> EXERCISE: Look through the data and write out every line with the word "full" in it.

> SUPPLIED MATERIAL:

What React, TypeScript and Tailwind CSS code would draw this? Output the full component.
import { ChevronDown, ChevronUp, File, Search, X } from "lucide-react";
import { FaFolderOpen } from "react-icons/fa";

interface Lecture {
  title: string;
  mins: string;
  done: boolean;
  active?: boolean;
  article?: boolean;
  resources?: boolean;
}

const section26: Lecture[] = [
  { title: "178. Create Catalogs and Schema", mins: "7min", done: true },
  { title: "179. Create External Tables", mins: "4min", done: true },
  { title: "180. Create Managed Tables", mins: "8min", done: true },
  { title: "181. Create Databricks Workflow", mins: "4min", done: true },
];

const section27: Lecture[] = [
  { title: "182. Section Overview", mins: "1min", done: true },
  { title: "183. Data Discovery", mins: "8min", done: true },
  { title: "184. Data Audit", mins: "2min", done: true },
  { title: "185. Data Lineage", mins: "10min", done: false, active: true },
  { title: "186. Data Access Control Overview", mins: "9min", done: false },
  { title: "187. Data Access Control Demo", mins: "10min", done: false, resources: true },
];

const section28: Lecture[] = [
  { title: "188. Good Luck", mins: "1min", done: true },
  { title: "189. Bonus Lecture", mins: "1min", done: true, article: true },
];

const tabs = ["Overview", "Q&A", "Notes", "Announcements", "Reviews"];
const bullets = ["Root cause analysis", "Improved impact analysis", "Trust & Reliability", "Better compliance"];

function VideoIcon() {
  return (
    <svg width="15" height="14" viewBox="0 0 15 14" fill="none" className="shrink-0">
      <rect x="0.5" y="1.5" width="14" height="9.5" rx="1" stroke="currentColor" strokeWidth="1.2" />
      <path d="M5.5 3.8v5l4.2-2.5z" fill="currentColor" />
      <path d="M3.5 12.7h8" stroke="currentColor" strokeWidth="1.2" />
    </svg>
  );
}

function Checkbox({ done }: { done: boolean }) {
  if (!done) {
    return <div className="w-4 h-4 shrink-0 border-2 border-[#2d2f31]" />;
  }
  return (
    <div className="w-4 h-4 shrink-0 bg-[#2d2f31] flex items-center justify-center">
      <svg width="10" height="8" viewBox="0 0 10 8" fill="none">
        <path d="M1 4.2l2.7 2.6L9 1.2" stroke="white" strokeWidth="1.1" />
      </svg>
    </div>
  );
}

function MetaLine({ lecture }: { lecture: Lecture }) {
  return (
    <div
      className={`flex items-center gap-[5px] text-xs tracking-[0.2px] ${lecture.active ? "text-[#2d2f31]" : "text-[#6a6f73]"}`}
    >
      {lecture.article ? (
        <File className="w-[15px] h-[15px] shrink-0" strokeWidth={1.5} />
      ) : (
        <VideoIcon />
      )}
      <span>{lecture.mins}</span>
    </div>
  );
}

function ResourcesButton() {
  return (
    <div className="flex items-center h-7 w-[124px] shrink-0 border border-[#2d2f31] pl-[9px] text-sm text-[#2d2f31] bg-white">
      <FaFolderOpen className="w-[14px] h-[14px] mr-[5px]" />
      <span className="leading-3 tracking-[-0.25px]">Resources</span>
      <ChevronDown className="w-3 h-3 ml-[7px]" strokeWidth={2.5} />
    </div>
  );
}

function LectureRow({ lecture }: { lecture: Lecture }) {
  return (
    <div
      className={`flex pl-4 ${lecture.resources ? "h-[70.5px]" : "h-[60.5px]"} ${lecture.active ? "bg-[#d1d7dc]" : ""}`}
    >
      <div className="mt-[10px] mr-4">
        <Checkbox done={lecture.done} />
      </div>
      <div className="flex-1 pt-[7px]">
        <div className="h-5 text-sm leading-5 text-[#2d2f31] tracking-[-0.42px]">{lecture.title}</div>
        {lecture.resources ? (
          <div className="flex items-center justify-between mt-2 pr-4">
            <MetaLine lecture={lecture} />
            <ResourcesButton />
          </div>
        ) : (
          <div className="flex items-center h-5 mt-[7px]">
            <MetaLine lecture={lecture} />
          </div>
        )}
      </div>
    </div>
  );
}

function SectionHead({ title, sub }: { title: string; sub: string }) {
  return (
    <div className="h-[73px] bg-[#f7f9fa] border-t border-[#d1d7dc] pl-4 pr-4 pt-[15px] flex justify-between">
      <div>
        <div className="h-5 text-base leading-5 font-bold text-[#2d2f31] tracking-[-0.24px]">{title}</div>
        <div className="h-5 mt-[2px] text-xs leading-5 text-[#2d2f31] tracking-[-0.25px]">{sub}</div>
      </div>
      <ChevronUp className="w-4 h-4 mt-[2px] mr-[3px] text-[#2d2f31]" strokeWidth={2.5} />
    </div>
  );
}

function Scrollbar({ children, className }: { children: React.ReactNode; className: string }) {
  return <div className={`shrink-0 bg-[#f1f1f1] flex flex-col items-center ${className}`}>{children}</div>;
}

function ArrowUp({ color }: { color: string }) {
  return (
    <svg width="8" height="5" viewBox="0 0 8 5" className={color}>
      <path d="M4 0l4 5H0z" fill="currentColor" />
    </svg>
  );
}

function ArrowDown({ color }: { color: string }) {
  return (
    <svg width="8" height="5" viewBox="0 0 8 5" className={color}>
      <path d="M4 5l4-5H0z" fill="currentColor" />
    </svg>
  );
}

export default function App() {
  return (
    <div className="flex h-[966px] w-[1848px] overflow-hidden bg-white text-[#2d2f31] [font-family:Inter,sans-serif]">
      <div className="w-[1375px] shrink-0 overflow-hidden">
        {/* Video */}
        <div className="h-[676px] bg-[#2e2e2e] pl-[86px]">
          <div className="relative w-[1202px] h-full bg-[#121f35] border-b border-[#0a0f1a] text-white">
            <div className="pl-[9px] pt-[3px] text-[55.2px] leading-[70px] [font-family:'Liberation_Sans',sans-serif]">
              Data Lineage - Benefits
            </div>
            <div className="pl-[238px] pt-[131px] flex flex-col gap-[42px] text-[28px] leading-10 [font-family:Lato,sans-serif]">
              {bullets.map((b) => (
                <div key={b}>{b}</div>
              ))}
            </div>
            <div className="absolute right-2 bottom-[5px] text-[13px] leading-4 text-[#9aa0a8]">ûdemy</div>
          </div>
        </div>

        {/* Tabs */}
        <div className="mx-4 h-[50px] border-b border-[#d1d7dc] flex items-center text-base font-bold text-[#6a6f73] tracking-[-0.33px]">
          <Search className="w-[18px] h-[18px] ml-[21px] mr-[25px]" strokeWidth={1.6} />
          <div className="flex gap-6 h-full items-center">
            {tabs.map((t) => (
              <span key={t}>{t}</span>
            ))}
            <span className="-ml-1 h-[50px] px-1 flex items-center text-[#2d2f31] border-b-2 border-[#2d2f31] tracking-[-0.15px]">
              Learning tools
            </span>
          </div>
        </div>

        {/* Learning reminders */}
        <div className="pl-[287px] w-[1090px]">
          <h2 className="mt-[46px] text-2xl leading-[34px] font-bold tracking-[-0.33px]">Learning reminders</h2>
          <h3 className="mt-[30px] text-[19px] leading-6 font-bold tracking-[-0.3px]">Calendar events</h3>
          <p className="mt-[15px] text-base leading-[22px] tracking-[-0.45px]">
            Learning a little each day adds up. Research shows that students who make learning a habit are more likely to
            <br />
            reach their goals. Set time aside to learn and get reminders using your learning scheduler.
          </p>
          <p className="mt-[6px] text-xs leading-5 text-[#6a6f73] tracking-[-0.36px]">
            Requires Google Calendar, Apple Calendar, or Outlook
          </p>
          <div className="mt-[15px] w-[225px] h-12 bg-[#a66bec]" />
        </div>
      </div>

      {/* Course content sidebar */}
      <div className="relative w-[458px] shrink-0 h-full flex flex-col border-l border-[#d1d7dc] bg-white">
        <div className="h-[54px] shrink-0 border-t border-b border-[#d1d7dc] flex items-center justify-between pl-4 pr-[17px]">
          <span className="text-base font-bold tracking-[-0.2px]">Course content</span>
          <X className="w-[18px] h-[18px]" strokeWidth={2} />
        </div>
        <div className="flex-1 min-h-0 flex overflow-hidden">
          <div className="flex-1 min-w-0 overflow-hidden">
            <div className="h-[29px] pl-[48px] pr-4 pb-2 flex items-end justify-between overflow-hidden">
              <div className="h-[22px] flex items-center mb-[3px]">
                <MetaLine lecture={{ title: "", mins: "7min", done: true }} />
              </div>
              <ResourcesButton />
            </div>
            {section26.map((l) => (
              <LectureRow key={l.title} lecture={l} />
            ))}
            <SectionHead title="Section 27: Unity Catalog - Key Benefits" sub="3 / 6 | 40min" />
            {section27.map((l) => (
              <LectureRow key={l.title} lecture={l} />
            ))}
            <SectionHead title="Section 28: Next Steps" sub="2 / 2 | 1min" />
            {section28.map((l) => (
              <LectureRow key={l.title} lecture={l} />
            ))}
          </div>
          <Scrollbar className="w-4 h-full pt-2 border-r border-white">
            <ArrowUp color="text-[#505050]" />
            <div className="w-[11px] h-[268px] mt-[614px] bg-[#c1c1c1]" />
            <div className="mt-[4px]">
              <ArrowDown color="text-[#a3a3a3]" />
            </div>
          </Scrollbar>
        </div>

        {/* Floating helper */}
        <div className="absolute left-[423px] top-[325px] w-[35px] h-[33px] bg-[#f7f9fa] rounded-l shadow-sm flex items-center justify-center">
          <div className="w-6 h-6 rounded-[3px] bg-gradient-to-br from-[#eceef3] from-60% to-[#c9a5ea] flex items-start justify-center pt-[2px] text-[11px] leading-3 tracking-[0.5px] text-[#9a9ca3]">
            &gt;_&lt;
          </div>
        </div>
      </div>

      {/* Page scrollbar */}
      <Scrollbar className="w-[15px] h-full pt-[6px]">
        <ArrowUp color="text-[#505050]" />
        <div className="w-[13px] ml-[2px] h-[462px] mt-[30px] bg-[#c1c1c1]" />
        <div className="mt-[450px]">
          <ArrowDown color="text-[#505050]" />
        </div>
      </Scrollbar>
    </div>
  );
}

> TASK SOLUTION:
What React, TypeScript and Tailwind CSS code would draw this? Output the full component.
          <div className="relative w-[1202px] h-full bg-[#121f35] border-b border-[#0a0f1a] text-white">
          <div className="flex gap-6 h-full items-center">
      <div className="relative w-[458px] shrink-0 h-full flex flex-col border-l border-[#d1d7dc] bg-white">
          <Scrollbar className="w-4 h-full pt-2 border-r border-white">
      <Scrollbar className="w-[15px] h-full pt-[6px]">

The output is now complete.